> _WORK TO DO_: Set the listing down again exactly, please, apart from its pictures.

───

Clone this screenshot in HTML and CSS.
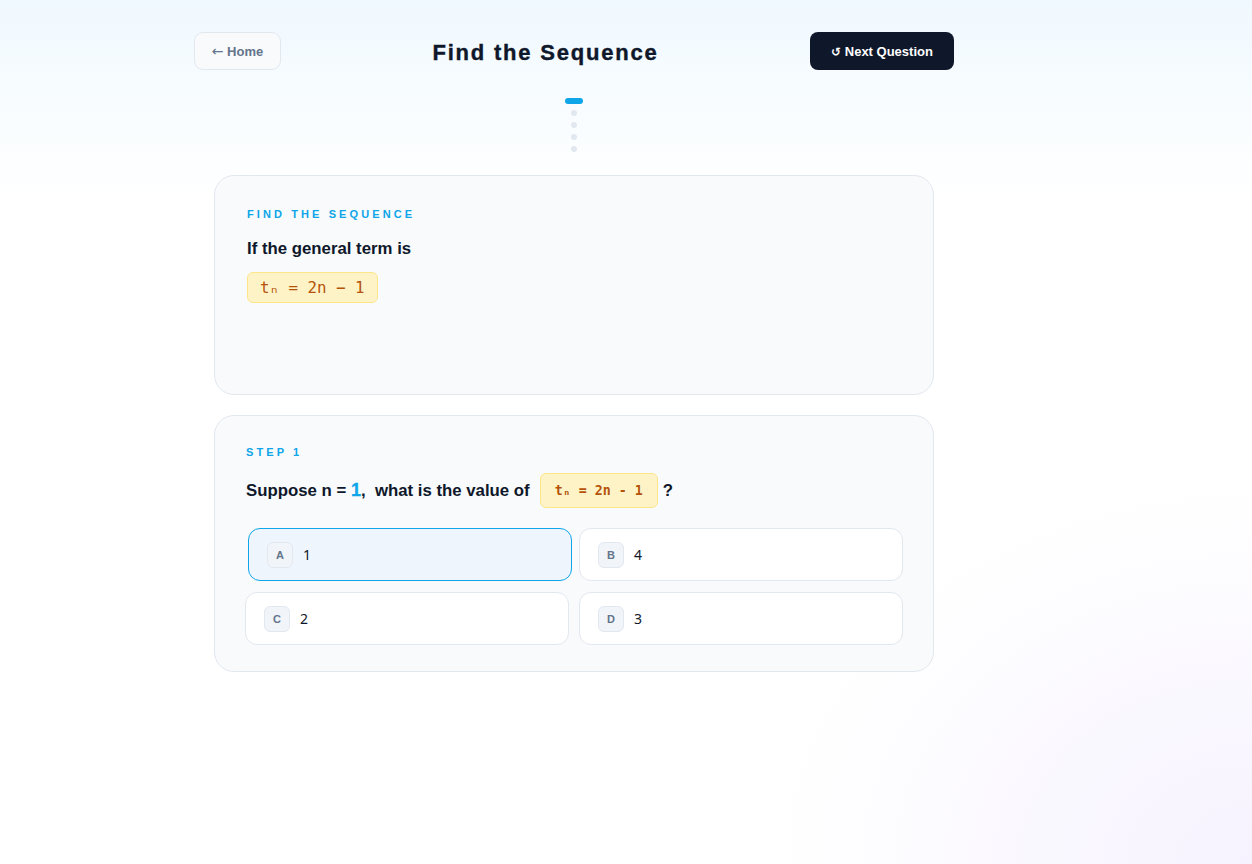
FILE: index.html
```html
<!DOCTYPE html>
<html lang="en">
<head>
<meta charset="utf-8">
<title>Find the Sequence</title>
<link rel="stylesheet" href="styles.css">
</head>
<body>
<div class="page">
  <main class="main">
    <header class="header">
      <button class="btn-home"><span class="arrow">←</span> Home</button>
      <h1 class="title">Find the Sequence</h1>
      <button class="btn-next"><span class="ico">↺</span> Next Question</button>
    </header>

    <div class="progress">
      <span class="dot active"></span>
      <span class="dot"></span>
      <span class="dot"></span>
      <span class="dot"></span>
      <span class="dot"></span>
    </div>

    <section class="card card-intro">
      <div class="label">FIND THE SEQUENCE</div>
      <div class="lead">If the general term is</div>
      <div class="formula">tₙ = 2n − 1</div>
    </section>

    <section class="card card-step">
      <div class="label">STEP 1</div>
      <div class="question">
        <span>Suppose n = <span class="num">1</span>,&nbsp; what is the value of</span>
        <span class="formula small">tₙ = 2n - 1</span>
        <span class="qmark">?</span>
      </div>
      <div class="options">
        <button class="option selected"><span class="letter">A</span><span class="val">1</span></button>
        <button class="option"><span class="letter">B</span><span class="val">4</span></button>
        <button class="option"><span class="letter">C</span><span class="val">2</span></button>
        <button class="option"><span class="letter">D</span><span class="val">3</span></button>
      </div>
    </section>
  </main>
</div>
</body>
</html>
```

FILE: styles.css
```css
* { box-sizing: border-box; }
html, body { margin: 0; padding: 0; }
body {
  min-height: 864px;
  font-family: "Liberation Sans", Arial, sans-serif;
  color: #0f172a;
  background:
    radial-gradient(ellipse 480px 380px at 100% 100%, rgba(240, 234, 255, 0.6), rgba(255,255,255,0) 100%),
    linear-gradient(180deg, #f0f9ff 0px, #ffffff 200px, #ffffff 100%);
}
.page {
  display: flex;
  justify-content: center;
  padding: 32px 104px 40px 0;
}
.main { width: 760px; }

.header {
  display: flex;
  align-items: center;
  justify-content: space-between;
  height: 38px;
}
.btn-home {
  height: 38px;
  width: 87px;
  padding: 0;
  border: 1px solid #e2e8f0;
  background: #f8fafc;
  border-radius: 9px;
  color: #64748b;
  font-family: "Liberation Sans", Arial, sans-serif;
  font-weight: 700;
  font-size: 13px;
}
.btn-home .arrow {
  font-family: "DejaVu Sans", sans-serif;
  font-weight: 400;
  font-size: 14px;
}
.title {
  margin: 0;
  padding-top: 3px;
  font-size: 22px;
  font-weight: 700;
  letter-spacing: 1.8px;
  color: #0f172a;
  line-height: 38px;
  -webkit-text-stroke: 0.4px #0f172a;
}
.btn-next {
  height: 38px;
  width: 144px;
  padding: 0;
  border: none;
  background: #0f172a;
  border-radius: 8px;
  color: #ffffff;
  font-family: "Liberation Sans", Arial, sans-serif;
  font-weight: 700;
  font-size: 13px;
}
.btn-next .ico { font-family: "DejaVu Sans", sans-serif; font-weight: 700; font-size: 12px; }

.progress {
  margin-top: 28px;
  display: flex;
  flex-direction: column;
  align-items: center;
  gap: 6px;
}
.dot {
  width: 6px;
  height: 6px;
  border-radius: 50%;
  background: #e2e8f0;
}
.dot.active {
  width: 18px;
  height: 6px;
  border-radius: 3px;
  background: #0ea5e9;
}

.card {
  margin: 23px 20px 0;
  background: #f8fafc;
  border: 1px solid #e2e8f0;
  border-radius: 20px;
}
.card-intro {
  min-height: 220px;
  padding: 31px 32px;
}
.card-step {
  margin-top: 20px;
  padding: 29px 30px 26px;
}
.label {
  font-size: 11px;
  line-height: 14px;
  font-weight: 700;
  letter-spacing: 3.1px;
  color: #0ea5e9;
}
.card-step .label { padding-left: 1px; }
.lead {
  margin-top: 15px;
  font-size: 16.8px;
  line-height: 25px;
  font-weight: 700;
  color: #0f172a;
}
.formula {
  display: inline-block;
  margin-top: 11px;
  padding: 5px 12px;
  background: #fef3c7;
  border: 1px solid #fde68a;
  border-radius: 6px;
  color: #b45309;
  font-family: "DejaVu Sans Mono", "Liberation Mono", monospace;
  font-size: 15.8px;
  line-height: 19px;
}
.formula.small {
  margin: 0 0 0 10px;
  padding: 8px 14px;
  font-size: 13.3px;
  line-height: 17px;
  font-weight: 700;
}
.question {
  margin-top: 14px;
  display: flex;
  align-items: center;
  height: 35px;
  font-size: 16.8px;
  font-weight: 700;
  color: #0f172a;
  padding-left: 1px;
}
.question .qmark { margin-left: 5px; }
.question .num {
  color: #0ea5e9;
  font-family: "Liberation Sans", Arial, sans-serif;
  font-size: 18px;
  -webkit-text-stroke: 0.3px #0ea5e9;
}
.options {
  margin-top: 20px;
  display: grid;
  grid-template-columns: 1fr 1fr;
  gap: 11px 10px;
}
.option {
  display: flex;
  align-items: center;
  gap: 10px;
  height: 53px;
  padding: 0 18px;
  background: #ffffff;
  border: 1px solid #e2e8f0;
  border-radius: 12px;
  text-align: left;
  font-family: "Noto Sans", "Open Sans", sans-serif;
  font-size: 14px;
  color: #0f172a;
}
.option.selected {
  background: #eef5fc;
  border-color: #0ea5e9;
  transform: translateX(3px);
}
.letter {
  width: 26px;
  height: 26px;
  display: flex;
  align-items: center;
  justify-content: center;
  background: #f1f5f9;
  border: 1px solid #e2e8f0;
  border-radius: 6px;
  font-family: "Liberation Sans", Arial, sans-serif;
  font-weight: 700;
  font-size: 11px;
  color: #64748b;
}
.val { line-height: 20px; }
```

───

> _ANSWER TO THIS EXERCISE_:
Clone this screenshot in HTML and CSS.
FILE: index.html
```html
<!DOCTYPE html>
<html lang="en">
<head>
<meta charset="utf-8">
<title>Find the Sequence</title>
<link rel="stylesheet" href="styles.css">
</head>
<body>
<div class="page">
  <main class="main">
    <header class="header">
      <button class="btn-home"><span class="arrow">←</span> Home</button>
      <h1 class="title">Find the Sequence</h1>
      <button class="btn-next"><span class="ico">↺</span> Next Question</button>
    </header>

    <div class="progress">
      <span class="dot active"></span>
      <span class="dot"></span>
      <span class="dot"></span>
      <span class="dot"></span>
      <span class="dot"></span>
    </div>

    <section class="card card-intro">
      <div class="label">FIND THE SEQUENCE</div>
      <div class="lead">If the general term is</div>
      <div class="formula">tₙ = 2n − 1</div>
    </section>

    <section class="card card-step">
      <div class="label">STEP 1</div>
      <div class="question">
        <span>Suppose n = <span class="num">1</span>,&nbsp; what is the value of</span>
        <span class="formula small">tₙ = 2n - 1</span>
        <span class="qmark">?</span>
      </div>
      <div class="options">
        <button class="option selected"><span class="letter">A</span><span class="val">1</span></button>
        <button class="option"><span class="letter">B</span><span class="val">4</span></button>
        <button class="option"><span class="letter">C</span><span class="val">2</span></button>
        <button class="option"><span class="letter">D</span><span class="val">3</span></button>
      </div>
    </section>
  </main>
</div>
</body>
</html>
```

FILE: styles.css
```css
* { box-sizing: border-box; }
html, body { margin: 0; padding: 0; }
body {
  min-height: 864px;
  font-family: "Liberation Sans", Arial, sans-serif;
  color: #0f172a;
  background:
    radial-gradient(ellipse 480px 380px at 100% 100%, rgba(240, 234, 255, 0.6), rgba(255,255,255,0) 100%),
    linear-gradient(180deg, #f0f9ff 0px, #ffffff 200px, #ffffff 100%);
}
.page {
  display: flex;
  justify-content: center;
  padding: 32px 104px 40px 0;
}
.main { width: 760px; }

.header {
  display: flex;
  align-items: center;
  justify-content: space-between;
  height: 38px;
}
.btn-home {
  height: 38px;
  width: 87px;
  padding: 0;
  border: 1px solid #e2e8f0;
  background: #f8fafc;
  border-radius: 9px;
  color: #64748b;
  font-family: "Liberation Sans", Arial, sans-serif;
  font-weight: 700;
  font-size: 13px;
}
.btn-home .arrow {
  font-family: "DejaVu Sans", sans-serif;
  font-weight: 400;
  font-size: 14px;
}
.title {
  margin: 0;
  padding-top: 3px;
  font-size: 22px;
  font-weight: 700;
  letter-spacing: 1.8px;
  color: #0f172a;
  line-height: 38px;
  -webkit-text-stroke: 0.4px #0f172a;
}
.btn-next {
  height: 38px;
  width: 144px;
  padding: 0;
  border: none;
  background: #0f172a;
  border-radius: 8px;
  color: #ffffff;
  font-family: "Liberation Sans", Arial, sans-serif;
  font-weight: 700;
  font-size: 13px;
}
.btn-next .ico { font-family: "DejaVu Sans", sans-serif; font-weight: 700; font-size: 12px; }

.progress {
  margin-top: 28px;
  display: flex;
  flex-direction: column;
  align-items: center;
  gap: 6px;
}
.dot {
  width: 6px;
  height: 6px;
  border-radius: 50%;
  background: #e2e8f0;
}
.dot.active {
  width: 18px;
  height: 6px;
  border-radius: 3px;
  background: #0ea5e9;
}

.card {
  margin: 23px 20px 0;
  background: #f8fafc;
  border: 1px solid #e2e8f0;
  border-radius: 20px;
}
.card-intro {
  min-height: 220px;
  padding: 31px 32px;
}
.card-step {
  margin-top: 20px;
  padding: 29px 30px 26px;
}
.label {
  font-size: 11px;
  line-height: 14px;
  font-weight: 700;
  letter-spacing: 3.1px;
  color: #0ea5e9;
}
.card-step .label { padding-left: 1px; }
.lead {
  margin-top: 15px;
  font-size: 16.8px;
  line-height: 25px;
  font-weight: 700;
  color: #0f172a;
}
.formula {
  display: inline-block;
  margin-top: 11px;
  padding: 5px 12px;
  background: #fef3c7;
  border: 1px solid #fde68a;
  border-radius: 6px;
  color: #b45309;
  font-family: "DejaVu Sans Mono", "Liberation Mono", monospace;
  font-size: 15.8px;
  line-height: 19px;
}
.formula.small {
  margin: 0 0 0 10px;
  padding: 8px 14px;
  font-size: 13.3px;
  line-height: 17px;
  font-weight: 700;
}
.question {
  margin-top: 14px;
  display: flex;
  align-items: center;
  height: 35px;
  font-size: 16.8px;
  font-weight: 700;
  color: #0f172a;
  padding-left: 1px;
}
.question .qmark { margin-left: 5px; }
.question .num {
  color: #0ea5e9;
  font-family: "Liberation Sans", Arial, sans-serif;
  font-size: 18px;
  -webkit-text-stroke: 0.3px #0ea5e9;
}
.options {
  margin-top: 20px;
  display: grid;
  grid-template-columns: 1fr 1fr;
  gap: 11px 10px;
}
.option {
  display: flex;
  align-items: center;
  gap: 10px;
  height: 53px;
  padding: 0 18px;
  background: #ffffff;
  border: 1px solid #e2e8f0;
  border-radius: 12px;
  text-align: left;
  font-family: "Noto Sans", "Open Sans", sans-serif;
  font-size: 14px;
  color: #0f172a;
}
.option.selected {
  background: #eef5fc;
  border-color: #0ea5e9;
  transform: translateX(3px);
}
.letter {
  width: 26px;
  height: 26px;
  display: flex;
  align-items: center;
  justify-content: center;
  background: #f1f5f9;
  border: 1px solid #e2e8f0;
  border-radius: 6px;
  font-family: "Liberation Sans", Arial, sans-serif;
  font-weight: 700;
  font-size: 11px;
  color: #64748b;
}
.val { line-height: 20px; }
```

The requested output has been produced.